::: Source material

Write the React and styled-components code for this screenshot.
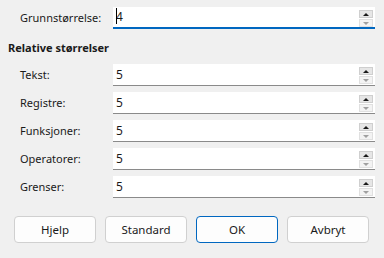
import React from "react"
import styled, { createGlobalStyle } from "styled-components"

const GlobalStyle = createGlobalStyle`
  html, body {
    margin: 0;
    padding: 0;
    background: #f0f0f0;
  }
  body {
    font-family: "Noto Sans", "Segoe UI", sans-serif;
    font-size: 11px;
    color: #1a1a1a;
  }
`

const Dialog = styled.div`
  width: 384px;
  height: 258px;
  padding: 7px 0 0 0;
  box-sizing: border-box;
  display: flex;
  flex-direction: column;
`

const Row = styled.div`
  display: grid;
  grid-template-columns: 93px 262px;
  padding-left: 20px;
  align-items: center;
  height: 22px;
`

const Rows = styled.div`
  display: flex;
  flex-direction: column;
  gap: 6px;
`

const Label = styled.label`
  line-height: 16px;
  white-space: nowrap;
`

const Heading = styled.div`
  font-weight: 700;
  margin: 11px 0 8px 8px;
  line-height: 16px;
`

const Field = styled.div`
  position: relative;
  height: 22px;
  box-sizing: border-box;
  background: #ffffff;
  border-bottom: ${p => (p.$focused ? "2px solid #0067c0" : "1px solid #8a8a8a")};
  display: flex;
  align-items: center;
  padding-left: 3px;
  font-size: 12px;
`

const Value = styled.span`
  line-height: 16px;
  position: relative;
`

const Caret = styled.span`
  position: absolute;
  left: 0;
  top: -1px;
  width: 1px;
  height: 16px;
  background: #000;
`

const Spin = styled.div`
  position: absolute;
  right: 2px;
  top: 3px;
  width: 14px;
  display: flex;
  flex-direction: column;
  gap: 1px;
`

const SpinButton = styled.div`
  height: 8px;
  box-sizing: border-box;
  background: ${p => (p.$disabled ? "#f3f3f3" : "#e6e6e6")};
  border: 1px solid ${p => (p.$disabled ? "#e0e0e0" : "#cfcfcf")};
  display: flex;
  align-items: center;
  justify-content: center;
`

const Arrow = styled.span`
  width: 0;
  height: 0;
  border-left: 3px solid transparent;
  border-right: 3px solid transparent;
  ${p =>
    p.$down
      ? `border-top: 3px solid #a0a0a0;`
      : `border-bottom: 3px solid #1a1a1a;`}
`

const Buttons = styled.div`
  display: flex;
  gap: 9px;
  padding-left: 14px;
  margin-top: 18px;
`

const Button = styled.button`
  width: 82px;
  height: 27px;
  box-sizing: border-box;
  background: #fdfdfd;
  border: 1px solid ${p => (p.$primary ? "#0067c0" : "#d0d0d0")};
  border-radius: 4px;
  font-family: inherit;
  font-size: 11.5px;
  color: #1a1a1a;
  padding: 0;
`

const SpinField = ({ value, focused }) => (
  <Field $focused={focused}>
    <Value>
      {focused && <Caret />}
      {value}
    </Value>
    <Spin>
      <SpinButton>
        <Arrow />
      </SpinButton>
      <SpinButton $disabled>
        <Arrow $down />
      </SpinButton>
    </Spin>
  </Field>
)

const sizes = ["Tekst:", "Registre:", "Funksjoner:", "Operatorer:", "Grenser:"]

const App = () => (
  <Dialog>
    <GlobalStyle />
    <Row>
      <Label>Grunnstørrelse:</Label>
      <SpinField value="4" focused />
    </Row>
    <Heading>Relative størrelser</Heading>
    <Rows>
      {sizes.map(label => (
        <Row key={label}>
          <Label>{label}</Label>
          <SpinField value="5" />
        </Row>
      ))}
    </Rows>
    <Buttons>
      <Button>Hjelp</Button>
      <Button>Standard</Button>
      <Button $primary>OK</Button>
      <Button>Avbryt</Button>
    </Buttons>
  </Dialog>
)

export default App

::::::

[The problem]
Except for the pictures, print the data above exactly.

[Completed exercise]
Write the React and styled-components code for this screenshot.
import React from "react"
import styled, { createGlobalStyle } from "styled-components"

const GlobalStyle = createGlobalStyle`
  html, body {
    margin: 0;
    padding: 0;
    background: #f0f0f0;
  }
  body {
    font-family: "Noto Sans", "Segoe UI", sans-serif;
    font-size: 11px;
    color: #1a1a1a;
  }
`

const Dialog = styled.div`
  width: 384px;
  height: 258px;
  padding: 7px 0 0 0;
  box-sizing: border-box;
  display: flex;
  flex-direction: column;
`

const Row = styled.div`
  display: grid;
  grid-template-columns: 93px 262px;
  padding-left: 20px;
  align-items: center;
  height: 22px;
`

const Rows = styled.div`
  display: flex;
  flex-direction: column;
  gap: 6px;
`

const Label = styled.label`
  line-height: 16px;
  white-space: nowrap;
`

const Heading = styled.div`
  font-weight: 700;
  margin: 11px 0 8px 8px;
  line-height: 16px;
`

const Field = styled.div`
  position: relative;
  height: 22px;
  box-sizing: border-box;
  background: #ffffff;
  border-bottom: ${p => (p.$focused ? "2px solid #0067c0" : "1px solid #8a8a8a")};
  display: flex;
  align-items: center;
  padding-left: 3px;
  font-size: 12px;
`

const Value = styled.span`
  line-height: 16px;
  position: relative;
`

const Caret = styled.span`
  position: absolute;
  left: 0;
  top: -1px;
  width: 1px;
  height: 16px;
  background: #000;
`

const Spin = styled.div`
  position: absolute;
  right: 2px;
  top: 3px;
  width: 14px;
  display: flex;
  flex-direction: column;
  gap: 1px;
`

const SpinButton = styled.div`
  height: 8px;
  box-sizing: border-box;
  background: ${p => (p.$disabled ? "#f3f3f3" : "#e6e6e6")};
  border: 1px solid ${p => (p.$disabled ? "#e0e0e0" : "#cfcfcf")};
  display: flex;
  align-items: center;
  justify-content: center;
`

const Arrow = styled.span`
  width: 0;
  height: 0;
  border-left: 3px solid transparent;
  border-right: 3px solid transparent;
  ${p =>
    p.$down
      ? `border-top: 3px solid #a0a0a0;`
      : `border-bottom: 3px solid #1a1a1a;`}
`

const Buttons = styled.div`
  display: flex;
  gap: 9px;
  padding-left: 14px;
  margin-top: 18px;
`

const Button = styled.button`
  width: 82px;
  height: 27px;
  box-sizing: border-box;
  background: #fdfdfd;
  border: 1px solid ${p => (p.$primary ? "#0067c0" : "#d0d0d0")};
  border-radius: 4px;
  font-family: inherit;
  font-size: 11.5px;
  color: #1a1a1a;
  padding: 0;
`

const SpinField = ({ value, focused }) => (
  <Field $focused={focused}>
    <Value>
      {focused && <Caret />}
      {value}
    </Value>
    <Spin>
      <SpinButton>
        <Arrow />
      </SpinButton>
      <SpinButton $disabled>
        <Arrow $down />
      </SpinButton>
    </Spin>
  </Field>
)

const sizes = ["Tekst:", "Registre:", "Funksjoner:", "Operatorer:", "Grenser:"]

const App = () => (
  <Dialog>
    <GlobalStyle />
    <Row>
      <Label>Grunnstørrelse:</Label>
      <SpinField value="4" focused />
    </Row>
    <Heading>Relative størrelser</Heading>
    <Rows>
      {sizes.map(label => (
        <Row key={label}>
          <Label>{label}</Label>
          <SpinField value="5" />
        </Row>
      ))}
    </Rows>
    <Buttons>
      <Button>Hjelp</Button>
      <Button>Standard</Button>
      <Button $primary>OK</Button>
      <Button>Avbryt</Button>
    </Buttons>
  </Dialog>
)

export default App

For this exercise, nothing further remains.